Après une longue lutte contre sa fermeture, la réquisition, par des syndicalistes et militants associatifs, du Mc Do de St Barthélémy, voisin de La Busserine, a transformé le restaurant en une plate-forme d’aide alimentaire avec d’autres associations (Communauté Emmaüs, Banque alimentaire…), qui s’est donné pour but la redistribution.

La réalité aujourd’hui, c’est le chômage partiel mais aussi la disparition d’une économie souterraine, et une précarité renforcée pour les sans-papiers, par exemple. Cette pression alimentaire a révélé très vite l’absence totale de l’État. Aucune identification des besoins n’a été réalisée. L’État a fait le choix du confinement sans rien faire face aux conséquences de celui-ci. Plus aucun relai sur le terrain n’est aujourd’hui en mesure de savoir ce dont la population a besoin ni de leur acheminer une aide quelconque. Résultat, ce sont des structures associatives, souvent très opposées aux choix gouvernementaux, qui ont été appelées à l’aide pour faire remonter les besoins.

Il a fallu un mois aux services de l’État pour décider d’une aide supplémentaire de la CAF qui ne sera touchée que le 15 mai, de l’ordre de 150 euros par personne au RSA plus 100 euros par enfant.

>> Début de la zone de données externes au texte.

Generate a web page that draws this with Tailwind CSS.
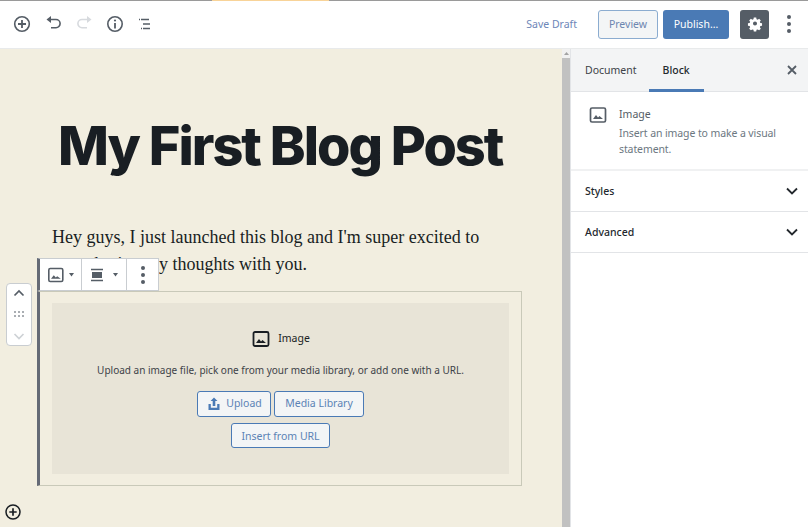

Ce qui signifie que ceux qui ne sont pas inscrits au RSA et qui n’en sont pas des nantis pour autant, ne toucheront rien.

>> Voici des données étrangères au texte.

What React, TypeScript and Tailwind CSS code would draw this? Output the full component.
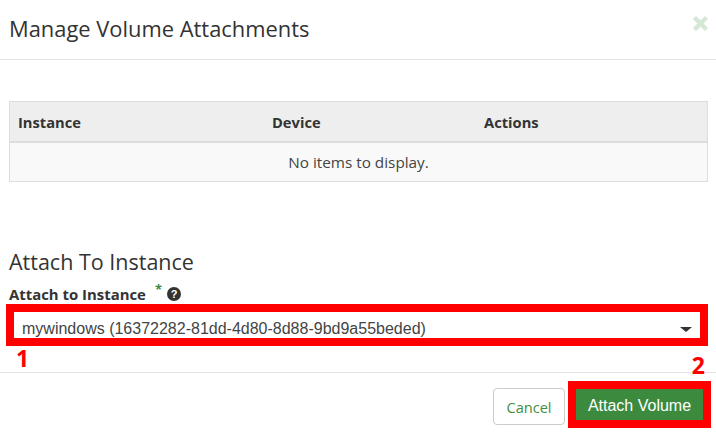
import React from "react";

const sans = "font-['Open_Sans','Liberation_Sans',sans-serif]";
const arial = "font-['Liberation_Sans',Arial,sans-serif]";

const App = () => {
  return (
    <div className={`w-[716px] h-[434px] bg-white overflow-hidden text-[#333] ${sans}`}>
      <div className="h-[60px] border-b border-[#e5e5e5] flex justify-between pl-[9px] pr-[7px]">
        <h4 className="text-[21.9px] leading-[28px] pt-[15px] text-[#333]">Manage Volume Attachments</h4>
        <svg width="17" height="17" viewBox="0 0 17 17" className="mt-[15px]">
          <path d="M2.5 2.5L14.5 14.5M14.5 2.5L2.5 14.5" stroke="#d5e8d6" strokeWidth="4.5" />
        </svg>
      </div>

      <div className="mt-[41px] mx-[9px] w-[699px] h-[81px] border border-[#ddd] bg-[#f9f9f9]">
        <div className="h-[41px] flex items-center bg-[#eee] border-b-2 border-[#ddd] text-[14.7px] font-bold pt-[2px]">
          <div className="w-[254px] pl-[8px]">Instance</div>
          <div className="w-[212px] pl-[8px]">Device</div>
          <div className="pl-[8px]">Actions</div>
        </div>
        <div className="h-[38px] flex items-center justify-center text-[15.3px] text-[#444]">No items to display.</div>
      </div>

      <div className="mt-[66px] pl-[9px] text-[21.5px] leading-[28px]">Attach To Instance</div>
      <div className="pl-[9px] mt-[8px] h-[20px] flex items-center text-[14.9px] font-bold">
        <span>Attach to Instance</span>
        <span className="ml-[9px] mt-[-10px] text-[#3c8a3e] text-[13px] leading-none">*</span>
        <svg width="14" height="14" viewBox="0 0 14 14" className="ml-[5px]">
          <circle cx="7" cy="7" r="7" fill="#333" />
          <text x="7" y="11" textAnchor="middle" fontSize="11" fontWeight="700" fill="#fff" fontFamily="Liberation Sans, sans-serif">?</text>
        </svg>
      </div>

      <div className="relative ml-[6px] w-[702px] h-[42px] border-[8px] border-[#ff0000] bg-white flex items-center justify-between pl-[8px] pr-[8px] pt-[8px]">
        <span className={`${arial} text-[16px] text-[#444]`}>mywindows (16372282-81dd-4d80-8d88-9bd9a55beded)</span>
        <span className="w-0 h-0 border-x-[6px] border-x-transparent border-t-[5px] border-t-[#333]" />
        <span className="absolute left-[2px] top-[32px] text-[23px] leading-[28px] font-bold text-[#ff0000]">1</span>
      </div>

      <div className="relative mt-[26px] border-t border-[#e5e5e5] h-[62px] flex justify-end items-start pr-[5px]">
        <span className="absolute right-[11px] top-[-22px] text-[23px] leading-[28px] font-bold text-[#ff0000]">2</span>
        <button className="mt-[15px] mr-[3px] w-[72px] h-[37px] border border-[#ccc] rounded-[4px] bg-white text-[#3f8f41] text-[14.6px] pt-[2px]">Cancel</button>
        <div className="mt-[8px] border-[8px] border-[#ff0000] w-[143px] h-[47px]">
          <button className={`w-full h-full bg-[#3c8a3e] text-white text-[16px] pt-[3px] ${arial}`}>Attach Volume</button>
        </div>
      </div>
    </div>
  );
};

export default App;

Côté Ville de Marseille, Gaudin a accordé, fin avril-début mai, une aide de 100 euros aux familles bénéficiant de la gratuité cantine, ce qui représente 200 000 euros pour une ville de près de 900 000 habitants ! Rien pour les familles en semi-gratuité, et rien non plus pour celles tombées dans la précarité à cause de la crise.

Côté Métropole Marseille-Aix, 1000 colis vont être distribués par semaine. À La Busserine ce sont en tout et pour tout 300 colis par semaine. On mesure là l’abysse entre ce qu’ont été capables de faire les collectifs militants et ce qu’a fait la Ville.

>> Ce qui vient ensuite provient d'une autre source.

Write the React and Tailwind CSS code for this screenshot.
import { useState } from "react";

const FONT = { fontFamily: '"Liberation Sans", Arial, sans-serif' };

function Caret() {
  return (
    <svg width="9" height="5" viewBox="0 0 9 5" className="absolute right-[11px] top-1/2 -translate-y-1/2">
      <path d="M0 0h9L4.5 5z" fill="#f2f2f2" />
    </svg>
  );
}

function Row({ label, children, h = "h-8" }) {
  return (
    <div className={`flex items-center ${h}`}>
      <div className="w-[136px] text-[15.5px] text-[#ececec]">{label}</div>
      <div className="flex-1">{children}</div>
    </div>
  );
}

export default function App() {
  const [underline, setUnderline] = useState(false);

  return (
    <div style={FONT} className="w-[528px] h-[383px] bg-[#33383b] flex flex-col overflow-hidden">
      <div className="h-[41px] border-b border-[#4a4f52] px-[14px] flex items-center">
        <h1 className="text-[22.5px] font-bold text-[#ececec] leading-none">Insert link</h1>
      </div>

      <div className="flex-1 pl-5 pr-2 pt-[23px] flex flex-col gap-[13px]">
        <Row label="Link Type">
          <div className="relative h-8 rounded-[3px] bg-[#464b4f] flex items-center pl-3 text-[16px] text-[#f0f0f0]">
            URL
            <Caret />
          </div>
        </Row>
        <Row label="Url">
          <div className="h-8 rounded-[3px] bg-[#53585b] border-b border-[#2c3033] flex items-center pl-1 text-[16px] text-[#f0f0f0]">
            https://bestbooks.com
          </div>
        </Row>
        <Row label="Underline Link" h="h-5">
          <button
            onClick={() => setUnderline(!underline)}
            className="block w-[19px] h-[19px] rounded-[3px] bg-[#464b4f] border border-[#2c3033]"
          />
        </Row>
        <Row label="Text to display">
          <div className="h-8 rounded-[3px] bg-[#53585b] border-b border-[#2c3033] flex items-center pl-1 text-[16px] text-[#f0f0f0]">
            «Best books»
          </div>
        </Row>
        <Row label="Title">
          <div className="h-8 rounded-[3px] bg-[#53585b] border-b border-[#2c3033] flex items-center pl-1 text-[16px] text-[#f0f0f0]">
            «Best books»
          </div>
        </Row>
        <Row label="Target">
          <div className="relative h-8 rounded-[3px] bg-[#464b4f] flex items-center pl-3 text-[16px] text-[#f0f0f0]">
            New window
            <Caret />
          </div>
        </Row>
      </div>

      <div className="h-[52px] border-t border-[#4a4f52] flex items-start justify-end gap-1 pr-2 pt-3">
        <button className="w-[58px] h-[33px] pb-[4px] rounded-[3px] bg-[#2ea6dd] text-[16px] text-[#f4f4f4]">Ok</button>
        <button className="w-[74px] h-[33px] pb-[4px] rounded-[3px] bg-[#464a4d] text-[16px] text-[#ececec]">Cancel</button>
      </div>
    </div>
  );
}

En bref, tout ne tient que grâce à la mobilisation des habitants.

Sur la cité, s’est mis en place un groupe veille sanitaire auquel participaient les associations du quartier, le centre social, les enseignants, les théâtres, etc. Cette veille sanitaire a mis sur pied une cagnotte, pris contact avec le McDo voisin qui a fourni 30 % des besoins, puis a fonctionné par ses propres moyens. On a organisé les recherches de fonds, les courses et la distribution aux habitants suite à la remontée des besoins par les structures de la Veille sanitaire. Une fois par semaine a lieu une distribution de denrées alimentaires et de produits d’hygiène à la population, pour un montant de 15 euros.

Quelle a été justement, l’implication de la population ?

La population s’est impliquée par le biais de ses associations : centre social, associations de parents d’élèves, associations sportives, de quartier, club de foot, collectif des musulmans. Chaque structure a participé à l’action. Les premiers jours de la semaine a été organisée la quête alimentaire devant des supermarchés, puis la confection des colis le vendredi et la distribution le samedi.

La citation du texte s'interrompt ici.